Whether you like it on your pie or atop a hot cup of coffee or cocoa, whipped cream is literally nothing more than heavy cream and sugar, and you're already going to have plenty of sweets this holiday season as is.
Instead, try this sugar-free vegan whipped cream made from aquafaba, which is surprisingly similar in flavor to its fattier doppelgänger. As an added bonus, you can use it instead of meringue on cream pies to save a few grams of sugar there too.
Instead of Traditional Fudge...
Traditional fudge is packed with food coma-inducing ingredients like corn syrup or sweetened condensed milk, (tons of) sugar and butter, but why does it have to be?
Dark chocolate (eaten in moderation, of course) is packed with good-for-you nutrients, so start with that and opt for healthier fats and sweeteners.

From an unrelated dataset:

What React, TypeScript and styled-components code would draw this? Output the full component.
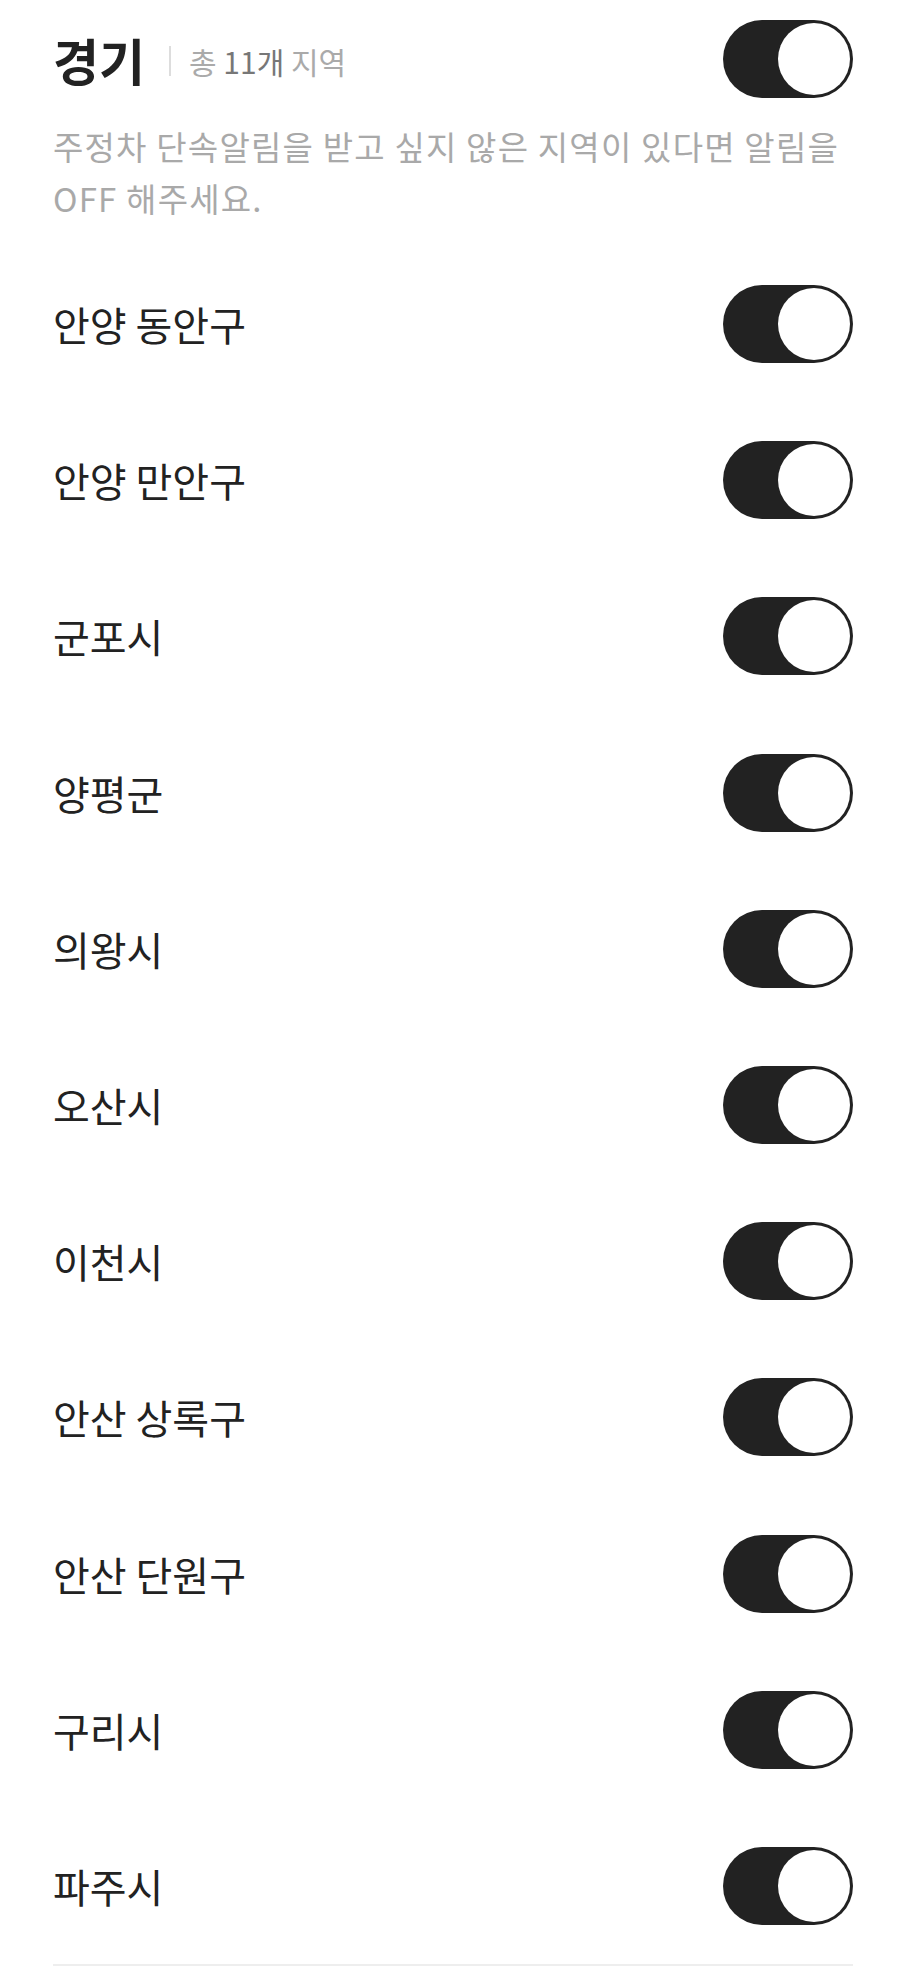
import React, { useState } from 'react';
import styled, { createGlobalStyle } from 'styled-components';

const GlobalStyle = createGlobalStyle`
  html, body {
    margin: 0;
    padding: 0;
    background: #ffffff;
  }
  body {
    font-family: 'Noto Sans CJK KR', 'Noto Sans', sans-serif;
    -webkit-font-smoothing: antialiased;
  }
`;

const REGIONS = [
  '안양 동안구',
  '안양 만안구',
  '군포시',
  '양평군',
  '의왕시',
  '오산시',
  '이천시',
  '안산 상록구',
  '안산 단원구',
  '구리시',
  '파주시',
];

const Page = styled.div`
  width: 904px;
  padding: 20px 51px 0 53px;
  box-sizing: border-box;
`;

const Header = styled.div`
  display: flex;
  align-items: center;
  justify-content: space-between;
`;

const TitleGroup = styled.div`
  display: flex;
  align-items: center;
`;

const Title = styled.h2`
  margin: 0;
  font-size: 50px;
  font-weight: 700;
  color: #222222;
  line-height: 1;
`;

const Divider = styled.span`
  width: 2px;
  height: 30px;
  background: #dddddd;
  margin: 4px 18px 0 24px;
`;

const Count = styled.span`
  font-size: 30px;
  color: #aaaaaa;
  margin-top: 4px;

  strong {
    font-weight: 400;
    color: #777777;
  }
`;

const Description = styled.p`
  margin: 22px 0 0;
  font-size: 33px;
  line-height: 52px;
  color: #a9a9a9;
  letter-spacing: 1.2px;
`;

const List = styled.ul`
  list-style: none;
  margin: 22px 0 0;
  padding: 0;
  border-bottom: 2px solid #eeeeee;
`;

const Row = styled.li`
  height: 156.2px;
  display: flex;
  align-items: center;
  justify-content: space-between;
`;

const Label = styled.span`
  font-size: 40px;
  color: #222222;
`;

const Track = styled.button<{ $on: boolean }>`
  width: 130px;
  height: 78px;
  padding: 3px;
  border: none;
  border-radius: 39px;
  box-sizing: border-box;
  display: flex;
  align-items: center;
  justify-content: ${(p) => (p.$on ? 'flex-end' : 'flex-start')};
  background: ${(p) => (p.$on ? '#222222' : '#dddddd')};
  cursor: pointer;
  flex-shrink: 0;
`;

const Knob = styled.span`
  width: 72px;
  height: 72px;
  border-radius: 50%;
  background: #ffffff;
`;

function Toggle({ on, onChange }: { on: boolean; onChange: () => void }) {
  return (
    <Track $on={on} onClick={onChange} aria-pressed={on}>
      <Knob />
    </Track>
  );
}

export default function App() {
  const [all, setAll] = useState(true);
  const [states, setStates] = useState<boolean[]>(REGIONS.map(() => true));

  const flip = (i: number) =>
    setStates((prev) => prev.map((v, j) => (j === i ? !v : v)));

  return (
    <>
      <GlobalStyle />
      <Page>
        <Header>
          <TitleGroup>
            <Title>경기</Title>
            <Divider />
            <Count>
              총 <strong>11개</strong> 지역
            </Count>
          </TitleGroup>
          <Toggle on={all} onChange={() => setAll(!all)} />
        </Header>
        <Description>
          주정차 단속알림을 받고 싶지 않은 지역이 있다면 알림을 OFF 해주세요.
        </Description>
        <List>
          {REGIONS.map((name, i) => (
            <Row key={name}>
              <Label>{name}</Label>
              <Toggle on={states[i]} onChange={() => flip(i)} />
            </Row>
          ))}
        </List>
      </Page>
    </>
  );
}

This dark chocolate fudge even features pomegranate arils and dried cranberries, so you'll get a boost of vitamins and minerals from it too.
Joyful Healthy Eats
Instead of Leftovers...
If you're hosting, there's bound to be a ton of food left over. Your guests will also have food they bought they aren't super-keen to take home (what are they going to do with a half casserole dish of green bean casserole, after all?).
Buy a load of plastic to-go containers just like the ones you get in restaurants (don't forget some smaller containers for dessert), and encourage people to take what they want, grabbing a little of both yours and theirs for yourself too… the ultimate food swap!
Remind them to take enough for another meal or take some home to someone who couldn't make it. If you still have leftovers when you're done, don't hesitate to take a complete meal or two to an elderly neighbor. That's healthy for you in more ways than one!